By far the best of them and a real highlight of Revenge of the Sith was this opening sequence set above Coruscant as Anakin and Obi-Wan – now a better team than ever before after spending years fighting side by side in The Clone Wars – sprung into action to save Palpatine.

Utilising state of the art CGI, this battle was a sight to behold, and one of the most exciting and visually stunning battle sequences seen in any sci-fi film at the time. For a release with so much questionable dialogue, even the banter between Anakin and Obi-Wan’s worked here.

Didn't Work: Palpatine's Transformation

Palpatine

Palpatine was getting on in years when we met him in The Phantom Menace, so why Lucas found it necessary to show him being deformed by Mace Windu in their cringe-worthy duel is hard to say.

It’s a safe bet that pretty much everyone would have just assumed that in the decades that passed between the end of the Star Wars prequels and when we first saw The Emperor in The Empire Strikes Back, he had just aged. Alternatively, the villain fully embracing the Dark Side the moment his true colours were revealed could have led to his more monstrous appearance. 
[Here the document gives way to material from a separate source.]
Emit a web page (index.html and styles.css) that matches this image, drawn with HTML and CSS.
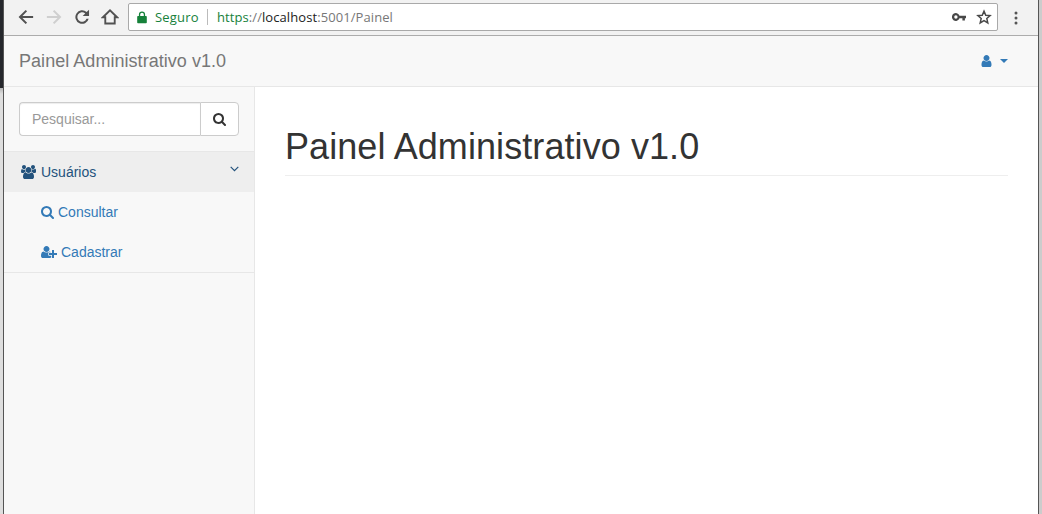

Instead, he spent the final act looking like he was wearing a cheap Halloween mask, and actually nothing like the Empire we saw in the original movies. This was just plain weird, and did not work. 

Did Work: Obi-Wan Kenobi Vs. Anakin Skywalker

Mustafar

Putting aside the fact that this was one of the best lightsaber battles in the entire Star Wars Saga from an action standpoint, the emotion involved here really elevated this to the next level. This was the fight fans had been waiting for since the prequels were announced, and it lived up to the hype.

If there was one downside to this battle, it was that the ending felt somewhat anti-climatic, but there’s no denying that the sight of a tearful Obi-Wan leaving Anakin to burn (in a surprisingly graphic, but nonetheless extremely effective, moment) stands out to this day and explained Vader's hatred of his old Master.

Throw in John Williams’ incredible score, and no matter what came before or after this, you have to at least give Lucas credit for getting this right, and that's a big part of why many fans love the film.

Didn't Work: "Nooooo!"

Vader23

Getting to witness the moment Anakin Skywalker is transformed into Darth Vader was always a must for Revenge of the Sith, and for the most part, the scenes of him being rebuilt and put into the iconic suit were handled well. It was a little strange hearing an almost vulnerable Vader as he asked The Emperor about Padme’s whereabouts, but that made sense here.

What didn’t was the hilariously bad "Noooooo!" which followed, a truly baffling addition made by Lucas.

Had Lucas handled Vader’s reaction to the news in a far more subtle manner (just imagine him standing there in silence, only for everything around him suddenly being destroyed), it could have worked, but this looked and sounded daft. Plus, it's pretty hard to forgive the filmmaker for later adding that to Return of the Jedi when the movies were re-released on Blu-ray.